_SHORT EXERCISE_
Find and return each line containing "components".
START DATA EXTRACT
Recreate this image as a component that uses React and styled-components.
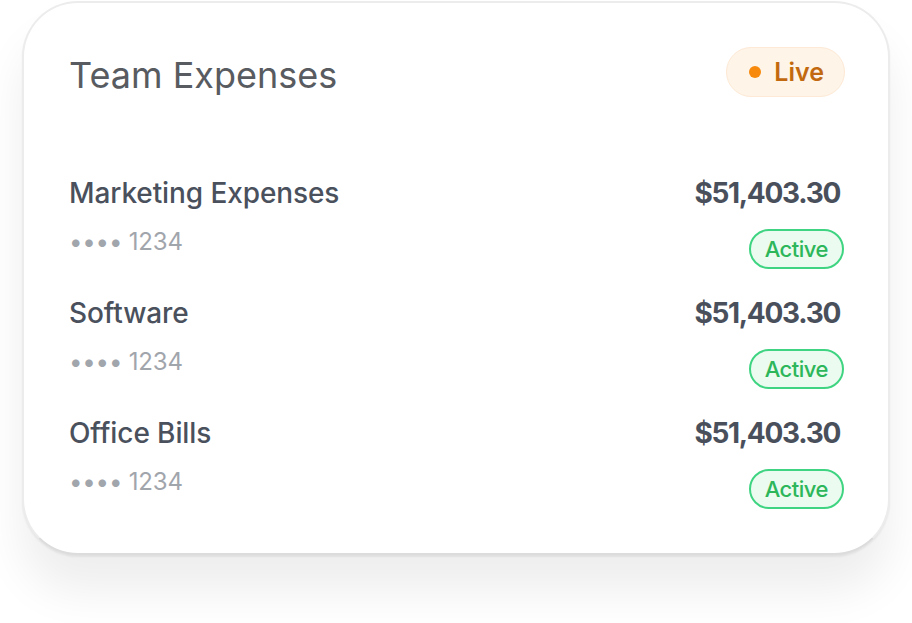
import styled, { createGlobalStyle } from 'styled-components';

const GlobalStyle = createGlobalStyle`
    html, body {
        margin: 0;
        background: #ffffff;
        font-family: Inter, "Noto Sans", sans-serif;
    }
`;

const expenses = [
    { name: 'Marketing Expenses', last4: '1234', amount: '$51,403.30', status: 'Active' },
    { name: 'Software', last4: '1234', amount: '$51,403.30', status: 'Active' },
    { name: 'Office Bills', last4: '1234', amount: '$51,403.30', status: 'Active' },
];

const Page = styled.div`
    padding: 1px 22px 0;
    height: 623px;
    box-sizing: border-box;
`;

const Card = styled.div`
    width: 868px;
    height: 554px;
    box-sizing: border-box;
    background: #ffffff;
    border: 2px solid #ececec;
    border-bottom-color: #dcdcdc;
    border-radius: 56px;
    padding: 44px 44px 0 45px;
    box-shadow: 0 2px 2px rgba(0, 0, 0, 0.06), 0 36px 46px rgba(0, 0, 0, 0.07);
`;

const Header = styled.div`
    display: flex;
    align-items: center;
    justify-content: space-between;
`;

const Title = styled.h2`
    margin: 0;
    padding-top: 6px;
    font-size: 36px;
    font-weight: 400;
    color: #585b5f;
    letter-spacing: 0;
`;

const LivePill = styled.div`
    display: flex;
    align-items: center;
    gap: 13px;
    height: 50px;
    box-sizing: border-box;
    padding: 0 20px 0 22px;
    margin-right: -1px;
    border-radius: 25px;
    background: #fef4e8;
    border: 1px solid #fde9d5;
    font-size: 25px;
    font-weight: 600;
    color: #c2690f;
`;

const Dot = styled.span`
    width: 12px;
    height: 12px;
    border-radius: 50%;
    background: #f7890c;
`;

const List = styled.div`
    display: flex;
    flex-direction: column;
    gap: 27px;
    margin-top: 79px;
`;

const Row = styled.div`
    display: flex;
    justify-content: space-between;
`;

const Left = styled.div`
    display: flex;
    flex-direction: column;
    gap: 17px;
`;

const Right = styled.div`
    display: flex;
    flex-direction: column;
    align-items: flex-end;
    gap: 19px;
`;

const Name = styled.div`
    font-size: 28px;
    line-height: 34px;
    font-weight: 500;
    color: #4a515d;
    letter-spacing: -0.1px;
`;

const Card4 = styled.div`
    font-size: 24px;
    line-height: 30px;
    color: #a1a5ac;
    letter-spacing: -0.2px;
`;

const Amount = styled.div`
    margin-right: 4px;
    font-size: 28px;
    line-height: 34px;
    font-weight: 700;
    color: #4a505b;
    letter-spacing: -1.3px;
`;

const StatusPill = styled.div`
    height: 40px;
    box-sizing: border-box;
    display: flex;
    align-items: center;
    padding: 0 14px;
    border-radius: 20px;
    border: 2px solid ${({ status }) => status === 'Active' ? '#3fd481' : '#f5b048'};
    background: ${({ status }) => status === 'Active' ? '#ebfbf0' : '#fff6e8'};
    color: ${({ status }) => status === 'Active' ? '#2db65a' : '#c2690f'};
    font-size: 22px;
    font-weight: 500;
    letter-spacing: -0.5px;
`;

const App = () => {
    return (
        <Page>
            <GlobalStyle />
            <Card>
                <Header>
                    <Title>Team Expenses</Title>
                    <LivePill>
                        <Dot />
                        Live
                    </LivePill>
                </Header>
                <List>
                    {expenses.map((item, index) => (
                        <Row key={index}>
                            <Left>
                                <Name>{item.name}</Name>
                                <Card4>•••• {item.last4}</Card4>
                            </Left>
                            <Right>
                                <Amount>{item.amount}</Amount>
                                <StatusPill status={item.status}>{item.status}</StatusPill>
                            </Right>
                        </Row>
                    ))}
                </List>
            </Card>
        </Page>
    );
};

export default App;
END DATA EXTRACT
_RESPONSE FOR THIS EXERCISE_
Recreate this image as a component that uses React and styled-components.
import styled, { createGlobalStyle } from 'styled-components';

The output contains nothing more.